Collectively, these incentives and corporate and antitrust law flaws have not only negative economic efficiency consequences, but negative consequences for the appropriate distribution of wealth and income in society and the allocation of political power. While economically unreasonably large firms may not necessarily have unreasonable market monopolies in given industries, their sheer size does unreasonably concentrate wealth in a self-dealing economic elite of senior managers and the top professional advisers in investment banks, law firms and accounting firms (for example), and similarly, unreasonably concentrates political power in these unaccountable elites, while providing a means by which businesses have an incentive to fight for the interests of this economic elite as a social class, rather than being disaggregated into the conflicting factions of smaller firms with more particular political interests that the founders envisioned in the Federalist papers that are more easily subjected to the diffuse interests of the majority. In a nutshell, conglomerates encourage logrolling and mutual backscratching not just by politicians themselves but by the monied interests that are developing political coalitions that work to the detriment of the public interest.
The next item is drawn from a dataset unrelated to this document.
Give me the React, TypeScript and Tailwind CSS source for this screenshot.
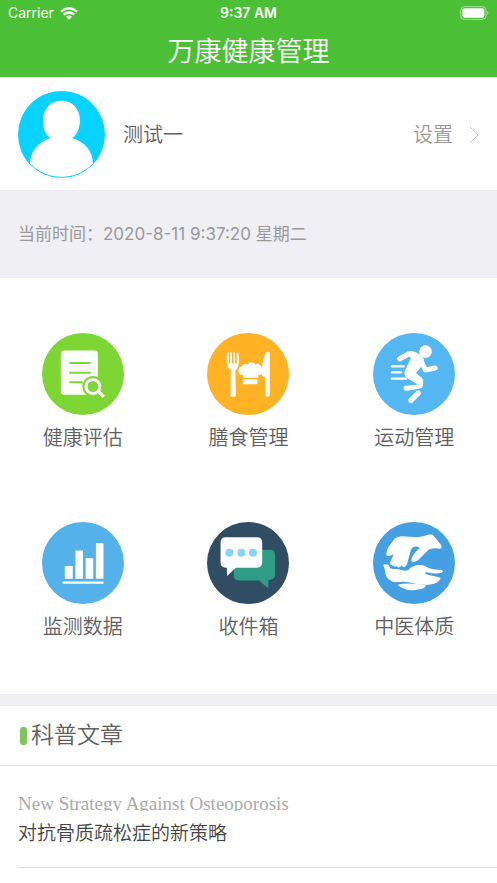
import { useState } from "react";
import type { ReactNode } from "react";

const ReportIcon = () => (
  <svg viewBox="0 0 248 248" className="h-full w-full" aria-hidden="true">
    <circle cx="124" cy="124" r="124" fill="#7ed635" />
    <rect x="57" y="53" width="112" height="134" rx="10" fill="#fff" />
    <path d="M85 91h60M85 120h60M85 149h36" stroke="#7ed635" strokeWidth="6" strokeLinecap="round" />
    <circle cx="154" cy="162" r="32" fill="#7ed635" />
    <circle cx="154" cy="162" r="21" fill="none" stroke="#fff" strokeWidth="9" />
    <path d="M171 177l16 16" stroke="#fff" strokeWidth="10" />
  </svg>
);

const DietIcon = () => (
  <svg viewBox="0 0 248 248" className="h-full w-full" aria-hidden="true">
    <circle cx="124" cy="124" r="124" fill="#ffb224" />
    <g fill="#fff">
      <path d="M60 91q-2-16 1-29 3-8 5 0v30h4V61q2-9 5 0v31h5V61q3-9 5 0v31h5V62q3-8 5 0 3 14 1 30-1 15-10 21l1 76q0 4-4 4H75q-4 0-4-4l1-76q-11-6-12-22z" />
      <path d="M109 135v-8c-18 1-19-24-2-27 3-8 11-9 17-5 4-9 18-9 22 0 7-4 15-2 17 6 16 4 12 26-8 26v8z" />
      <rect x="108" y="140" width="45" height="15" rx="4" />
      <path d="M190 62v126q0 5-6 5-7 0-7-5v-53q-12-3-11-12 0-42 11-61 9-12 13 0z" />
    </g>
  </svg>
);

const SportIcon = () => (
  <svg viewBox="0 0 248 248" className="h-full w-full" aria-hidden="true">
    <circle cx="124" cy="124" r="124" fill="#55b7f1" />
    <circle cx="159" cy="56" r="19" fill="#fff" />
    <path d="M109 56Q122 52 137 62Q151 69 154 82L152 94L130 122L146 134Q155 142 151 158L148 166L134 162L133 154L103 136Q90 126 97 113L114 78Z" fill="#fff" />
    <g fill="none" stroke="#fff" strokeLinecap="round" strokeLinejoin="round">
      <path d="M81 78L108 63L122 65" strokeWidth="16" />
      <path d="M144 82L159 112L188 106" strokeWidth="15" />
      <path d="M141 159Q138 163 130 164L100 167" strokeWidth="15" />
      <path d="M137 182L115 204" strokeWidth="16" />
      <path d="M57 101h36M57 119h28M57 138h43" strokeWidth="7" />
    </g>
    <path d="M112 176L149 169" stroke="#55b7f1" strokeWidth="4" />
  </svg>
);

const ChartIcon = () => (
  <svg viewBox="0 0 248 248" className="h-full w-full" aria-hidden="true">
    <circle cx="124" cy="124" r="124" fill="#55b1e9" />
    <path d="M69 133h24v39H69zM101 86h23v86h-23zM132 110h23v62h-23zM163 64h23v108h-23zM62 180h124v7H62z" fill="#fff" />
  </svg>
);

const InboxIcon = () => (
  <svg viewBox="0 0 248 248" className="h-full w-full" aria-hidden="true">
    <circle cx="124" cy="124" r="124" fill="#304d64" />
    <path d="M97 84h93q16 0 16 16v61q0 12-20 15l-1 24-28-23H97q-16 0-16-16V100q0-16 16-16z" fill="#2f9d85" />
    <path d="M57 46h94q16 0 16 16v60q0 16-16 16H87l-26 25-1-25h-3q-16 0-16-16V62q0-16 16-16z" fill="#fff" />
    <g fill="#84d5f7">
      <circle cx="68" cy="93" r="12" />
      <circle cx="104" cy="93" r="12" />
      <circle cx="139" cy="93" r="12" />
    </g>
  </svg>
);

const HandsIcon = () => (
  <svg viewBox="0 0 248 248" className="h-full w-full" aria-hidden="true">
    <circle cx="124" cy="124" r="124" fill="#45a0e3" />
    <g fill="#fff">
      <path d="M40 99Q40 90 46 76L66 50Q72 44 86 43L135 46Q148 45 170 38Q180 36 184 42L207 71Q210 77 204 81Q184 77 168 84L138 114Q126 123 118 121Q114 117 119 105Q125 91 143 79Q133 71 120 77Q114 82 111 98L103 127Q98 139 91 136L87 131Q82 139 75 137L71 133Q66 137 58 131Q51 130 52 122L63 97Q54 103 47 103Q41 103 40 99Z" />
      <path d="M31 130Q36 126 48 130Q50 142 61 142Q78 141 88 146Q98 149 108 145Q113 136 131 131Q148 128 158 134Q170 142 181 143L208 145Q214 149 208 153Q190 159 168 153L161 152Q155 154 160 158L199 167Q206 168 203 173Q197 184 178 188Q159 192 134 188Q112 182 92 181L66 182Q42 176 38 158Q37 143 31 130Z" />
      <path d="M76 188Q117 183 160 191Q162 197 146 203Q111 212 84 197Q75 192 76 188Z" />
    </g>
  </svg>
);

const menus: { label: string; icon: ReactNode }[] = [
  { label: "健康评估", icon: <ReportIcon /> },
  { label: "膳食管理", icon: <DietIcon /> },
  { label: "运动管理", icon: <SportIcon /> },
  { label: "监测数据", icon: <ChartIcon /> },
  { label: "收件箱", icon: <InboxIcon /> },
  { label: "中医体质", icon: <HandsIcon /> },
];

const articles = [{ id: 1, en: "New Strategy Against Osteoporosis", title: "对抗骨质疏松症的新策略" }];

function StatusBar() {
  return (
    <div className="grid h-[26px] grid-cols-3 items-center px-2 text-[14px] leading-4">
      <div className="flex items-center gap-1.5">
        <span>Carrier</span>
        <svg viewBox="0 0 54 39" className="h-[13px] w-[18px]" aria-hidden="true">
          <g fill="none" stroke="#fff" strokeWidth="7">
            <path d="M3 14Q27-7 51 14" />
            <path d="M11 23q16-13 32 0" />
          </g>
          <path d="M18 29q9-7 18 0l-9 9z" fill="#fff" />
        </svg>
      </div>
      <span className="text-center font-semibold">9:37 AM</span>
      <svg viewBox="0 0 87 42" className="h-[14px] w-[29px] justify-self-end" aria-hidden="true">
        <rect x="2" y="2" width="76" height="38" rx="11" fill="none" stroke="#fff" strokeOpacity=".5" strokeWidth="3" />
        <rect x="7" y="7" width="66" height="28" rx="6" fill="#fff" />
        <path d="M82 15q6 6 0 12z" fill="#fff" fillOpacity=".6" />
      </svg>
    </div>
  );
}

export default function App() {
  const [now] = useState("2020-8-11 9:37:20 星期二");

  return (
    <div className="min-h-screen bg-white font-['Inter','Noto_Sans_CJK_SC',sans-serif] font-[350] text-[#606060]">
      <header className="bg-[#4bc036] pb-1.5 font-normal text-white">
        <StatusBar />
        <h1 className="pt-1.5 text-center text-[27px] leading-[39px] font-[350]">万康健康管理</h1>
      </header>

      {/* User info */}
      <section className="flex h-[113px] items-center px-[18px] pt-0.5">
        <svg viewBox="0 0 260 260" className="h-[87px] w-[87px]" role="img" aria-label="头像">
          <circle cx="130" cy="130" r="130" fill="#08d2ff" />
          <path d="M97 141C80 129 75 111 75 86c0-33 23-57 55-57s55 24 55 57c0 25-7 43-22 55 36 11 60 36 61 76-50 53-138 53-188 0 1-39 25-65 61-76z" fill="#fff" />
        </svg>
        <p className="ml-[18px] flex-1 text-[20px]">测试一</p>
        <a href="#settings" className="flex items-center gap-4 text-[20px] text-[#999]">
          设置
          <svg viewBox="0 0 10 18" className="h-[18px] w-[10px]" aria-hidden="true">
            <path d="M1 1l8 8-8 8" fill="none" stroke="#c8c8cc" strokeWidth="1" />
          </svg>
        </a>
      </section>

      <p className="bg-[#efeff4] px-[18px] py-8 text-[17px] leading-6 font-normal text-[#999]">当前时间：{now}</p>

      {/* Menu grid */}
      <nav className="grid grid-cols-3 gap-y-[71px] pt-[55px] pb-[54px]">
        {menus.map((item) => (
          <button key={item.label} type="button" className="flex flex-col items-center gap-2.5">
            <span className="h-[82px] w-[82px]">{item.icon}</span>
            <span className="text-[20px] leading-[26px]">{item.label}</span>
          </button>
        ))}
      </nav>

      {/* Articles */}
      <section className="border-t-12 border-[#efeff4]">
        <h2 className="flex h-[60px] items-center gap-1 border-b border-[#ddd] px-5 text-[23px]">
          <span className="h-[18px] w-[7px] rounded-[3px] bg-[#7bc75c]" />
          科普文章
        </h2>
        <ul className="pl-[18px]">
          {articles.map((item) => (
            <li key={item.id} className="border-b border-[#ddd] pt-7 pb-5">
              <a href="#article" className="block">
                <span className="block h-[17px] overflow-hidden font-['Liberation_Serif',serif] text-[19px] leading-5 font-normal text-[#aaa]">
                  {item.en}
                </span>
                <span className="mt-2.5 block text-[19px] leading-[26px] text-[#444]">{item.title}</span>
              </a>
            </li>
          ))}
        </ul>
      </section>
    </div>
  );
}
Is this a lot to lay at the foot of Internal Revenue Code 368, corporate double taxation, and regulations promulgated by the IRS and SEC? Surely it is. But, the obscure pieces of our regulatory framework conspire to drive the unreasonable concentration of economic power, wealth and income, while simultaneously making our economy less competitive. They may not be flashy, but their day after day, broad systemic impact on the way that decisions are made in the dominant sector of our economy have a cumulative impact that is easily underestimated.